Père de quatre (4) enfants, Balla Mohamed force l’admiration. Il est apprécié de ses formateurs, dont notamment le directeur du CPET-FPHC qui a salué son courage et sa détermination à atteindre ses objectifs.
‘’J’ai perdu beaucoup de temps mais je ne perds pas espoir’’.
Balla Mohamed a raté plusieurs opportunités de stage et d’emploi à cause de sa condition. Il se souvient avoir été explicitement rejeté à cause de son handicap. « Pendant 20 ans j’étais assis, je ne faisais rien. Un voisin m’a dit un jour qu’il va me trouver du travail. Ce dernier m’a demandé de me présenter à un service de sa part. Je me suis rendu à l’adresse indiquée. Une fois sur place, le monsieur me dit : Ah c’est toi ? J’ai répondu oui. Sans délicatesse, il me dit : si je savais que vous étiez comme ça, je n’allais pas vous faire déplacer, parce que nous voulons des bras valides. Je lui ai dit il n’y a aucun problème et j’ai quitté », a raconté avec désolation et déception M. Balla.

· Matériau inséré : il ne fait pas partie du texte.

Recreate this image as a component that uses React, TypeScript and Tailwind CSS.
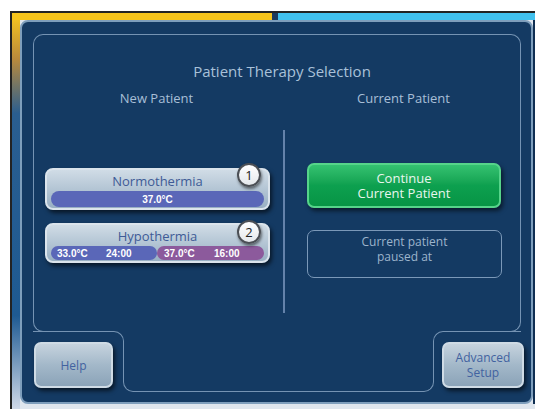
import React from 'react';

const lineColor = 'border-[#7593b3]';

const Badge = ({ n, top }: { n: string; top: string }) => (
  <div
    className={`absolute left-[190px] ${top} flex h-[24px] w-[24px] items-center justify-center rounded-full border-2 border-[#4b4f55] bg-gradient-to-b from-white to-[#e4e8ec] text-[13px] leading-none text-[#222] shadow-[1px_2px_3px_rgba(0,0,0,0.5)]`}
  >
    {n}
  </div>
);

const GrayButton = ({ children, className = '' }: { children: React.ReactNode; className?: string }) => (
  <div
    role="button"
    className={`flex h-[46px] flex-col items-center justify-center rounded-[7px] border-2 border-[#cfdbe5] bg-gradient-to-b from-[#c6d3de] via-[#a3b8c9] to-[#8ba3b8] text-[12px] leading-[15px] text-[#4262a0] shadow-[2px_3px_4px_rgba(0,0,0,0.6)] ${className}`}
  >
    {children}
  </div>
);

export default function App() {
  return (
    <div className="relative h-[409px] w-[535px] overflow-hidden bg-white font-['Open_Sans',sans-serif]">
      <div className="ml-[10px] mt-[11px] flex h-[398px] w-[540px] flex-col border-l-2 border-t-2 border-[#232323] bg-[#dfe6ee]">
        {/* top colour bar */}
        <div className="flex h-[7px]">
          <div className="w-[260px] bg-[#f6c41b]" />
          <div className="w-[6px] bg-[#1c3a5e]" />
          <div className="flex-1 bg-[#41c1ee]" />
        </div>

        <div className="flex">
          <div className="h-[389px] w-[8px] bg-[linear-gradient(to_bottom,#f0be22_0%,#b98a3c_10%,#2a5e90_24%,#1e5a92_76%,#cfd9e8_100%)]" />

          {/* main panel */}
          <div className="h-[384px] w-[513px] rounded-[8px] border-2 border-[#7e9ebc] bg-[#143a63] pl-[11px] pr-[10px] pt-[12px]">
            <div className={`flex h-[287px] flex-col rounded-t-[10px] border-x border-t ${lineColor}`}>
              <h1 className="mt-[26px] pl-[10px] text-center text-[15px] leading-[20px] text-[#a9c1d9]">
                Patient Therapy Selection
              </h1>

              <div className="flex flex-1">
                {/* new patient */}
                <div className="w-[249px]">
                  <div className="mt-[9px] pr-[4px] text-center text-[13px] leading-[16px] text-[#a8bfd7]">New Patient</div>

                  <div className="relative ml-[11px] mt-[62px] flex h-[42px] w-[225px] flex-col rounded-[8px] border-2 border-[#dbe4ec] bg-gradient-to-b from-[#d0dce6] to-[#98afc3] px-[4px] pb-[1px] shadow-[2px_3px_4px_rgba(0,0,0,0.6)]">
                    <div className="h-[21px] pt-[3px] text-center text-[13px] leading-[16px] text-[#3e5b96]">Normothermia</div>
                    <div className="flex h-[16px] items-center justify-center rounded-full bg-[#5a67b8] font-['Liberation_Sans',sans-serif] text-[10px] font-bold text-white">
                      37.0°C
                    </div>
                    <Badge n="1" top="top-[-7px]" />
                  </div>

                  <div className="relative ml-[11px] mt-[13px] flex h-[40px] w-[225px] flex-col rounded-[8px] border-2 border-[#dbe4ec] bg-gradient-to-b from-[#d0dce6] to-[#98afc3] px-[4px] shadow-[2px_3px_4px_rgba(0,0,0,0.6)]">
                    <div className="h-[21px] pt-[3px] text-center text-[13px] leading-[16px] text-[#3e5b96]">Hypothermia</div>
                    <div className="flex h-[14px] font-['Liberation_Sans',sans-serif] text-[10px] font-bold text-white">
                      <div className="flex w-[106px] items-center rounded-full bg-[#5a67b8] pl-[6px]">
                        <span className="w-[49px]">33.0°C</span>
                        <span>24:00</span>
                      </div>
                      <div className="flex flex-1 items-center rounded-full bg-[#8c5a9c] pl-[7px]">
                        <span className="w-[50px]">37.0°C</span>
                        <span>16:00</span>
                      </div>
                    </div>
                    <Badge n="2" top="top-[-5px]" />
                  </div>
                </div>

                <div className="mt-[49px] h-[183px] w-[2px] bg-[#6482aa]" />

                {/* current patient */}
                <div className="flex-1">
                  <div className="mt-[9px] pl-[2px] text-center text-[13px] leading-[16px] text-[#a8bfd7]">Current Patient</div>
                  <div
                    role="button"
                    className="ml-[22px] mt-[57px] flex h-[45px] w-[194px] flex-col items-center justify-center rounded-[7px] border-2 border-[#56d48a] bg-gradient-to-b from-[#34c271] via-[#0da04f] to-[#079445] text-[13px] leading-[15px] text-[#e8f6ee] shadow-[2px_3px_4px_rgba(0,0,0,0.55)]"
                  >
                    <div>Continue</div>
                    <div>Current Patient</div>
                  </div>
                  <div className="ml-[22px] mt-[22px] h-[48px] w-[195px] rounded-[7px] border border-[#7b98b8] pt-[3px] text-center text-[12px] leading-[15px] text-[#9db4cc]">
                    <div>Current patient</div>
                    <div>paused at</div>
                  </div>
                </div>
              </div>
            </div>

            {/* lower corners of the outline */}
            <div className="flex h-[11px]">
              <div className={`w-[80px] rounded-bl-[10px] border-b border-l ${lineColor}`} />
              <div className={`ml-auto w-[78px] rounded-br-[10px] border-b border-r ${lineColor}`} />
            </div>

            <div className="-mt-px flex">
              <div className="flex w-[91px] flex-col">
                <div className={`h-[11px] rounded-tr-[10px] border-r border-t ${lineColor}`} />
                <GrayButton className="ml-[1px] w-[79px]">Help</GrayButton>
              </div>
              <div className={`-ml-px mt-[10px] h-[51px] w-[311px] rounded-b-[10px] border-x border-b ${lineColor}`} />
              <div className="-ml-px flex w-[88px] flex-col">
                <div className={`h-[11px] rounded-tl-[10px] border-l border-t ${lineColor}`} />
                <GrayButton className="ml-[9px] w-[82px]">
                  <div>Advanced</div>
                  <div>Setup</div>
                </GrayButton>
              </div>
            </div>
          </div>

          <div className="h-[384px] w-[10px] bg-[#0f2e52]" />
        </div>
      </div>
    </div>
  );
}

Optimiste et très déterminé, le quinquagénaire a des projets et compte se faire un nom dans le domaine de la couture. « Je ne compte pas m’arrêter à ce niveau. Par le passé, j’ai certes été déçu. J’ai perdu beaucoup de temps mais je ne perds pas espoir. Le verbe décourager n’existe plus dans mon vocabulaire, sinon je ne me serais pas inscrit dans ce centre avec des jeunes qui peuvent être mes enfants. J’ai des objectifs à atteindre », a- déclaré sans ambages M. Balla.
Pour ces personnes en situation de handicap qui se terrent dans le mutisme, Balla Mohamed leur conseille de prendre en main leur destin et de songer à faire quelque chose de leur vie. L’invalidité, c’est dans la tête, a-t-il dit. « Avec l’évolution de la technologie, nous sommes capables de faire tout ce qu’on nous demandera de faire comme boulot. Si j’avais tenu compte des fois où j’ai été marginalisé, discriminé, je ne serais pas ici », a-t-il expliqué. Mohamed Balla espère qu’un jour les autorités vont appliquer le quota donné aux personnes en situation de handicap afin que ces dernières puissent démontrer leur savoir-faire et contribuer ainsi au développement et à l’essor économique du pays.